Frequently Asked Questions

In managing crawler access to websites, the robots.txt file acts as a primary directive to search engines. This section aims to clarify common inquiries regarding its formation and usage.

What is the proper syntax for creating a robots.txt file?

The syntax for a robots.txt file consists of user-agent lines specifying the web crawler, followed by disallow or allow directives. Lines beginning with a pound sign # are considered comments and ignored by crawlers.

How can a robots.txt file explicitly allow or disallow all web crawlers from accessing a website?

To disallow all web crawlers from accessing a website, add a User-Agent: * line followed by Disallow: /. Conversely, to allow full access, use User-Agent: * followed by Disallow: with an empty value.

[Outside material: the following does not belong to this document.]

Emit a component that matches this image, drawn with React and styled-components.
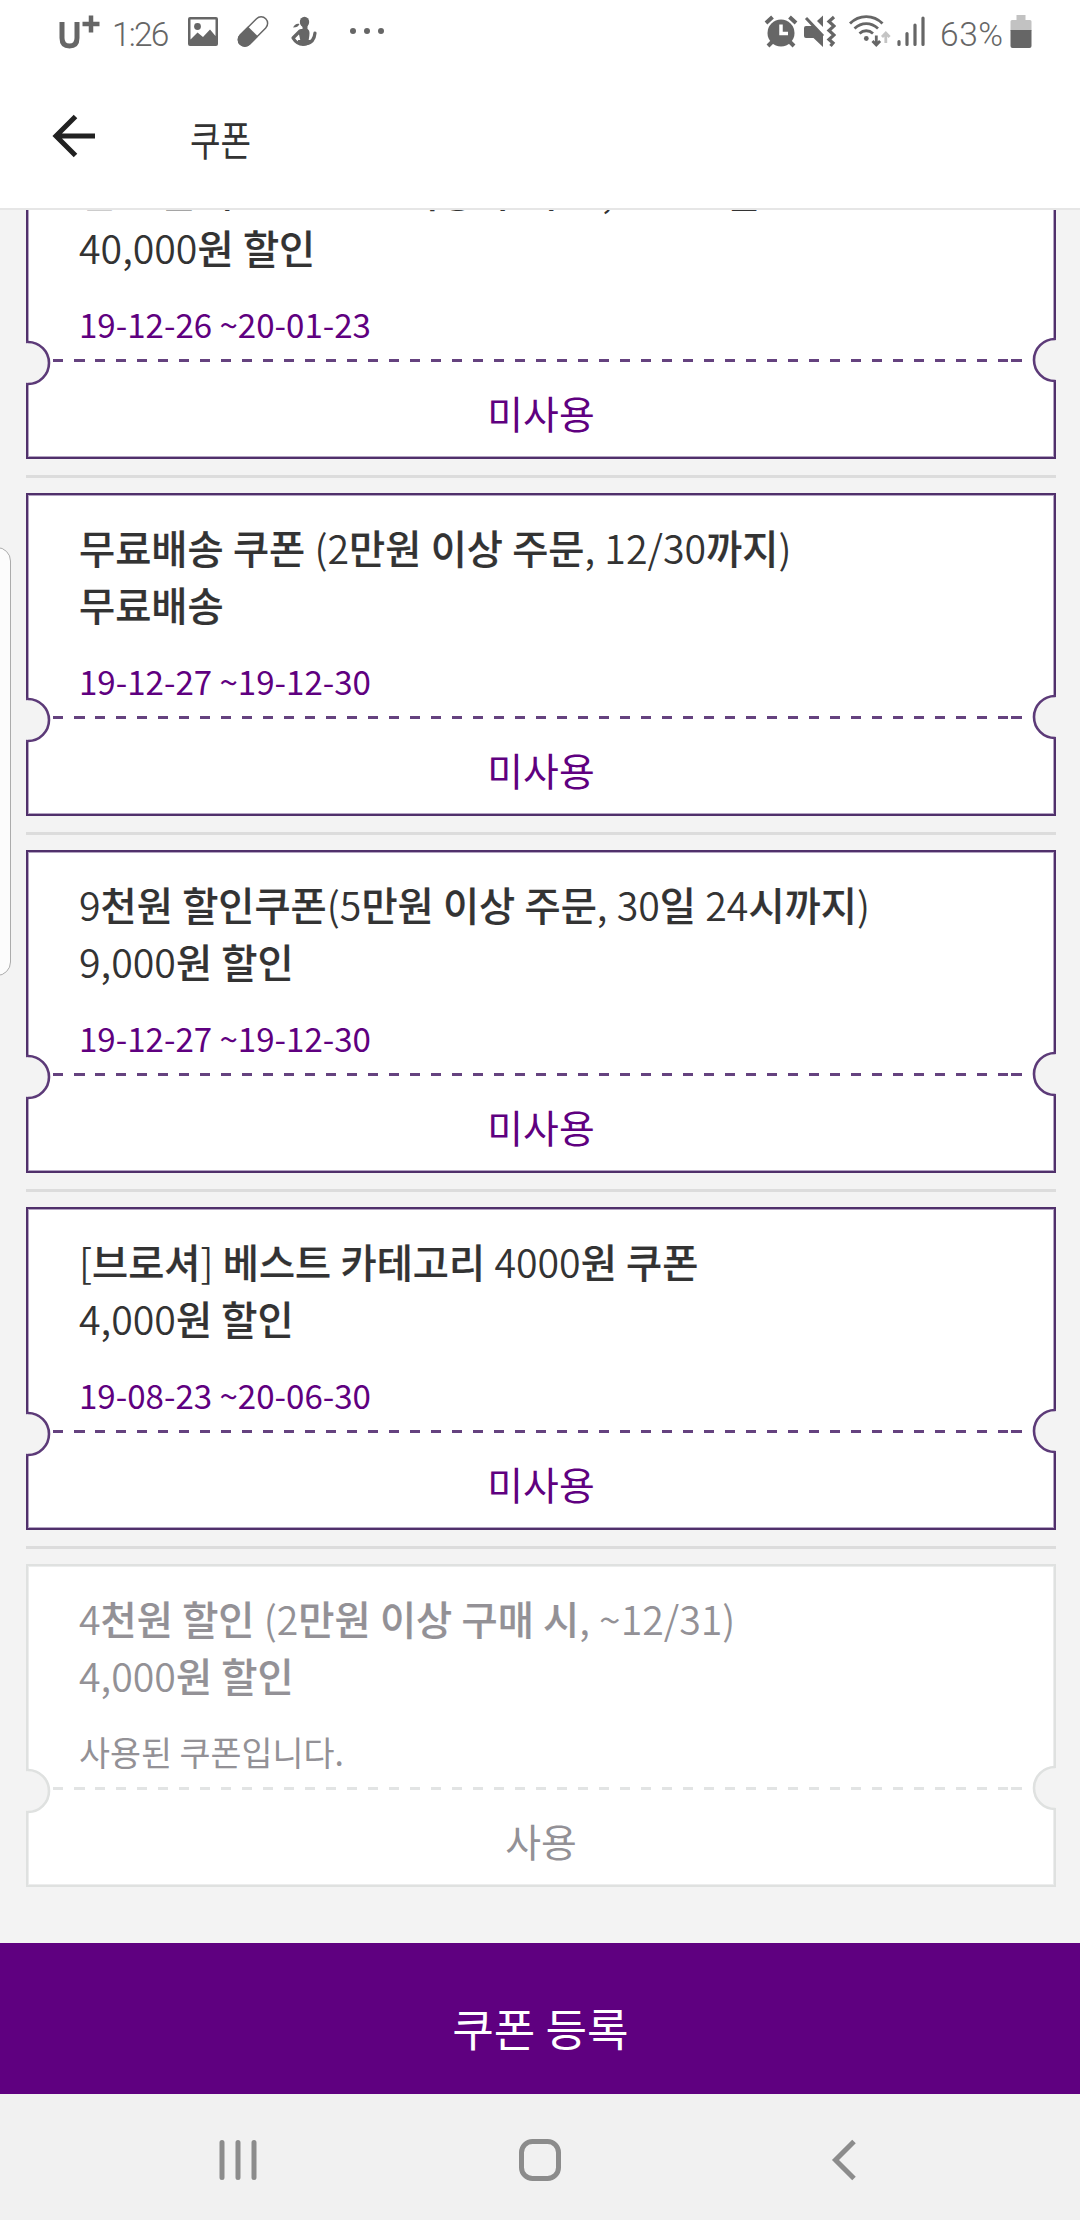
import React from 'react';
import styled, { createGlobalStyle } from 'styled-components';

const GlobalStyle = createGlobalStyle`
  * {
    box-sizing: border-box;
  }

  body {
    margin: 0;
    background: #f3f3f3;
    font-family: 'Noto Sans CJK KR', sans-serif;
    color: #333;
  }
`;

const Screen = styled.div`
  position: relative;
  display: flex;
  flex-direction: column;
  width: 1080px;
  height: 2220px;
  overflow: hidden;
`;

const StatusBar = styled.div`
  display: flex;
  justify-content: space-between;
  height: 64px;
  padding: 14px 48px 0 58px;
  background: #fff;
  color: #666;
`;

const StatusGroup = styled.div`
  display: flex;
  align-items: flex-start;
  height: 36px;
`;

const StatusText = styled.span`
  width: ${(props) => props.$width}px;
  margin-left: ${(props) => props.$left}px;
  font-family: Roboto, sans-serif;
  font-size: 33.5px;
  font-weight: 300;
  line-height: 42px;
  letter-spacing: ${(props) => props.$spacing}px;
  white-space: nowrap;
`;

const StatusIcon = styled.svg`
  flex: none;
  width: ${(props) => props.$width}px;
  height: 36px;
  margin-left: ${(props) => props.$left || 0}px;
`;

const Header = styled.header`
  display: flex;
  align-items: center;
  height: 146px;
  padding: 0 52px;
  background: #fff;
  border-bottom: 2px solid #e6e6e6;
`;

const BackIcon = styled.svg`
  width: 44px;
  height: 44px;
`;

const HeaderTitle = styled.h1`
  margin: 3px 0 0 94px;
  font-size: 41px;
  font-weight: 400;
  line-height: 60px;
  transform: scaleX(0.81);
  transform-origin: left center;
`;

const CouponList = styled.main`
  display: flex;
  flex-direction: column;
  justify-content: flex-end;
  height: 1733px;
  padding: 0 24px 56px 26px;
  overflow: hidden;
`;

const Separator = styled.div`
  flex: none;
  height: 3px;
  margin: 16px 0 15px;
  background: #dcdcdc;
`;

const Card = styled.article`
  position: relative;
  flex: none;
  display: flex;
  flex-direction: column;
  height: 323px;
  border: 2px solid ${(props) => (props.$used ? '#dfe1e0' : '#50306b')};
  background: #fff;
  box-shadow: inset 0 0 0 1px ${(props) => (props.$used ? '#eceded' : '#b3a3c2')};
  color: ${(props) => (props.$used ? '#939196' : '#333')};
`;

const CardInfo = styled.div`
  height: 221px;
  padding: 23px 51px 0;
`;

const CardTitle = styled.p`
  margin: 0;
  font-size: 39.3px;
  font-weight: 350;
  line-height: 57px;
  word-spacing: 0.5px;
  white-space: nowrap;
`;

const Hangul = styled.span`
  font-weight: 500;
  -webkit-text-stroke: 0.2px currentColor;
`;

const CardPeriod = styled.p`
  margin: 25px 0 0;
  font-size: ${(props) => (props.$used ? 33.7 : 33.1)}px;
  line-height: 48px;
  color: ${(props) => (props.$used ? '#939196' : '#5f0080')};
`;

const DashRow = styled.div`
  display: flex;
  gap: 10.5px;
  height: 3px;
  padding: 0 32px 0 24.5px;
`;

const Dash = styled.div`
  width: 10.5px;
  background: ${(props) => (props.$used ? '#e2e4e4' : '#65427f')};
`;

const DashLine = styled.div`
  width: 935px;
  margin-right: -8px;
  background: repeating-linear-gradient(
    to right,
    ${(props) => (props.$used ? '#e2e4e4' : '#65427f')} 0 10.5px,
    transparent 10.5px 21px
  );
`;

const Notch = styled.svg`
  position: absolute;
  width: 26px;
  height: 48px;
  ${(props) => (props.$side === 'left' ? 'left: -2px; top: 201px;' : 'right: -2px; top: 198px;')}
`;

const CardStatus = styled.p`
  margin: 21px 0 0;
  font-size: 38.9px;
  line-height: 58px;
  text-align: center;
  color: ${(props) => (props.$used ? '#939196' : '#5f0080')};
`;

const RegisterButton = styled.button`
  height: 151px;
  padding: 18px 0 0 1px;
  border: 0;
  background: #5f0080;
  color: #fff;
  font-family: inherit;
  font-size: 45.2px;
  line-height: 66px;
`;

const NavBar = styled.nav`
  display: flex;
  justify-content: space-between;
  align-items: center;
  height: 126px;
  padding: 6px 218px 0;
  background: #f1f1f1;
`;

const NavIcon = styled.svg`
  width: 42px;
  height: 44px;
`;

const EdgeHandle = styled.div`
  position: absolute;
  left: -20px;
  top: 547px;
  width: 31px;
  height: 429px;
  border: 1px solid #ababab;
  border-radius: 14px;
  background: #fcfcfc;
`;

const coupons = [
  {
    title: '설 선물세트 30만원 이상 구매 시, 4만원 할인',
    benefit: '40,000원 할인',
    period: '19-12-26 ~20-01-23',
  },
  {
    title: '무료배송 쿠폰 (2만원 이상 주문, 12/30까지)',
    benefit: '무료배송',
    period: '19-12-27 ~19-12-30',
  },
  {
    title: '9천원 할인쿠폰(5만원 이상 주문, 30일 24시까지)',
    benefit: '9,000원 할인',
    period: '19-12-27 ~19-12-30',
  },
  {
    title: '[브로셔] 베스트 카테고리 4000원 쿠폰',
    benefit: '4,000원 할인',
    period: '19-08-23 ~20-06-30',
  },
  {
    title: '4천원 할인 (2만원 이상 구매 시, ~12/31)',
    benefit: '4,000원 할인',
    period: '사용된 쿠폰입니다.',
    used: true,
  },
];

// Hangul is set heavier than digits and punctuation
function MixedText({ text }) {
  return text
    .split(/([가-힣]+)/)
    .filter(Boolean)
    .map((part, i) => (/[가-힣]/.test(part) ? <Hangul key={i}>{part}</Hangul> : part));
}

function CardNotch({ side, used }) {
  const cx = side === 'left' ? 2 : 25;
  return (
    <Notch $side={side} viewBox="0 0 26 48">
      <rect x={side === 'left' ? 0 : 23} y="4" width="3" height="40" fill="#f3f3f3" />
      <circle
        cx={cx}
        cy="24"
        r="21"
        fill="#f3f3f3"
        stroke={used ? '#dfe1e0' : '#5c3a78'}
        strokeWidth="2.6"
      />
      <rect x={side === 'left' ? 0 : 25} y="4.5" width={side === 'left' ? 2 : 1} height="39" fill="#f3f3f3" />
    </Notch>
  );
}

function Coupon({ coupon }) {
  const { title, benefit, period, used } = coupon;
  return (
    <Card $used={used}>
      <CardInfo>
        <CardTitle><MixedText text={title} /></CardTitle>
        <CardTitle><MixedText text={benefit} /></CardTitle>
        <CardPeriod $used={used}>{period}</CardPeriod>
      </CardInfo>
      <DashRow>
        <Dash $used={used} />
        <DashLine $used={used} />
        <Dash $used={used} />
      </DashRow>
      <CardStatus $used={used}>{used ? '사용' : '미사용'}</CardStatus>
      <CardNotch side="left" used={used} />
      <CardNotch side="right" used={used} />
    </Card>
  );
}

function StatusIcons() {
  return (
    <StatusBar>
      <StatusGroup>
        {/* carrier logo */}
        <StatusIcon $width={42} viewBox="0 0 42 36" fill="none" stroke="#666">
          <path d="M4 8v16c0 5 2.500 8 7.500 8s7.500-3 7.500-8V8" strokeWidth="5" />
          <path d="M24.500 10h17M33 1.500v17" strokeWidth="4.500" />
        </StatusIcon>
        <StatusText $width={58} $left={12} $spacing={-1.8}>1:26</StatusText>
        <StatusIcon $width={32} $left={17} viewBox="0 0 32 36" fill="#666">
          <path
            fillRule="evenodd"
            d="M3 3h26a2 2 0 0 1 2 2v25a2 2 0 0 1-2 2H3a2 2 0 0 1-2-2V5a2 2 0 0 1 2-2zm.5 2.500v20l7-7 5.500 4.500 7-7.500 5.500 6.500V5.500z"
          />
          <circle cx="10.500" cy="12.500" r="3.400" />
        </StatusIcon>
        <StatusIcon $width={34} $left={17} viewBox="0 0 34 36">
          <g transform="translate(17 17.500) rotate(-45)">
            <rect x="-18" y="-6.500" width="36" height="13" rx="6.500" fill="none" stroke="#666" strokeWidth="1.500" />
            <path d="M0-7.200h-11.500a7.200 7.200 0 0 0 0 14.400H0z" fill="#666" />
          </g>
        </StatusIcon>
        <StatusIcon $width={28} $left={20} viewBox="0 0 28 36" fill="#666">
          <ellipse cx="14.500" cy="8" rx="4.700" ry="5.200" />
          <path d="M12.500 11h5v5h-5z" />
          <path d="M3 13.500c1.500-3 4-4.500 6.500-3.500-1 2.500-3 3.500-6.500 3.500z" />
          <path d="M10.500 15h7c2 1 2.300 3 1.800 7l-1 6.500h-7.500l-2-9z" />
          <path d="M10 17L3 24c3 5 8 7 13 6s8.500-5 9-11" fill="none" stroke="#666" strokeWidth="3.200" strokeLinecap="round" strokeLinejoin="round" />
          <path d="M8 26h12v4c-4 2-8 2-12-1z" />
        </StatusIcon>
        <StatusIcon $width={36} $left={31} viewBox="0 0 36 36" fill="#666">
          <circle cx="4" cy="17" r="3" />
          <circle cx="18" cy="17" r="3" />
          <circle cx="32" cy="17" r="3" />
        </StatusIcon>
      </StatusGroup>
      <StatusGroup>
        <StatusIcon $width={34} viewBox="0 0 34 36">
          <circle cx="17" cy="19" r="13.500" fill="#666" />
          <path d="M2 9l6.500-6M32 9l-6.500-6" stroke="#666" strokeWidth="4" />
          <path d="M8 28l-4 4M26 28l4 4" stroke="#666" strokeWidth="4" />
          <path d="M17 10.500v9h7" fill="none" stroke="#fff" strokeWidth="3.500" />
        </StatusIcon>
        <StatusIcon $width={33} $left={5} viewBox="0 0 33 36" fill="#666">
          <path d="M1 14a2 2 0 0 1 2-2h7l10 10v11l-9.500-9H3a2 2 0 0 1-2-2z" />
          <path d="M3 4l17 18" stroke="#666" strokeWidth="3" />
          <path d="M14 7l6-5.500V13z" />
          <path d="M31 3l-5 4.500 5 4.500-5 4.500 5 4.500-5 4.500 4 3.500-2.500 3" fill="none" stroke="#666" strokeWidth="3.200" />
        </StatusIcon>
        <StatusIcon $width={43} $left={12} viewBox="0 0 43 36" fill="none" stroke="#666">
          <path d="M2 9.500c9-9.300 23.500-9.300 32.500 0M6.500 14.500c7-6.500 16.500-6.500 23.500 0M11.500 19.500c4-3.700 9.500-3.700 13.500 0" strokeWidth="2.800" />
          <circle cx="18.300" cy="24.500" r="2.400" fill="#666" stroke="none" />
          <path d="M28.300 21.500v9M24.500 27l3.800 4 3.800-4" strokeWidth="2.800" />
          <path d="M37.800 29V20M34 23l3.800-4 3.800 4" stroke="#c4c4c4" strokeWidth="2.800" />
        </StatusIcon>
        <StatusIcon $width={28} $left={6} viewBox="0 0 28 36" stroke="#666" strokeWidth="3.200" strokeLinecap="round">
          <path d="M2 27.500v3M10 19.500v11M18 11v19.500M26 4v26.500" />
        </StatusIcon>
        <StatusText $width={66} $left={15} $spacing={0.6}>63%</StatusText>
        <StatusIcon $width={22} $left={4} viewBox="0 0 22 36">
          <path d="M6.500 1h9v5H20a1.500 1.500 0 0 1 1.500 1.500V17h-21V7.500A1.500 1.500 0 0 1 2 6h4.500z" fill="#c2c2c2" />
          <path d="M.5 16h21v16a2 2 0 0 1-2 2h-17a2 2 0 0 1-2-2z" fill="#666" />
        </StatusIcon>
      </StatusGroup>
    </StatusBar>
  );
}

function App() {
  return (
    <Screen>
      <GlobalStyle />
      <StatusIcons />
      <Header>
        <BackIcon viewBox="0 0 44 44" fill="none" stroke="#212121" strokeWidth="5">
          <path d="M43 22H5M23.500 2.500L4 22l19.500 19.500" />
        </BackIcon>
        <HeaderTitle>쿠폰</HeaderTitle>
      </Header>
      <CouponList>
        {coupons.map((coupon, i) => (
          <React.Fragment key={coupon.title}>
            {i > 0 && <Separator />}
            <Coupon coupon={coupon} />
          </React.Fragment>
        ))}
      </CouponList>
      <RegisterButton>쿠폰 등록</RegisterButton>
      <NavBar>
        <NavIcon viewBox="0 0 42 44" stroke="#8c8c8c" strokeWidth="5" strokeLinecap="round">
          <path d="M4 4.500v35M20 4.500v35M36 4.500v35" />
        </NavIcon>
        <NavIcon viewBox="0 0 42 44" fill="none" stroke="#8c8c8c" strokeWidth="5">
          <rect x="2.500" y="3.500" width="37" height="37" rx="11" />
        </NavIcon>
        <NavIcon viewBox="0 0 42 44" fill="none" stroke="#8c8c8c" strokeWidth="5">
          <path d="M34 3.500L15.500 22 34 40.500" />
        </NavIcon>
      </NavBar>
      <EdgeHandle />
    </Screen>
  );
}

export default App;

What is the correct way to specify a sitemap location in a robots.txt file?

To specify a sitemap location in robots.txt, use the Sitemap: directive followed by the absolute URL of the sitemap. Place it at the end of the file for clarity.

How does the crawl-delay directive influence the behavior of search engine bots in robots.txt?

The crawl-delay directive requests that search engine bots wait a specified number of seconds between requests to the server, which helps to manage server load.

What are considered best practices when setting up a robots.txt file for SEO?

Best practices for robots.txt and SEO include specifying clear directives for crawlers, using comments for human readability, and ensuring the file is properly placed in the website’s root directory.

What are the potential consequences of not having a robots.txt file on a website?

Lacking a robots.txt file may lead to unrestricted crawling of a website, potentially overwhelming the server, and it could result in all website content being indexed, including duplicate or irrelevant pages.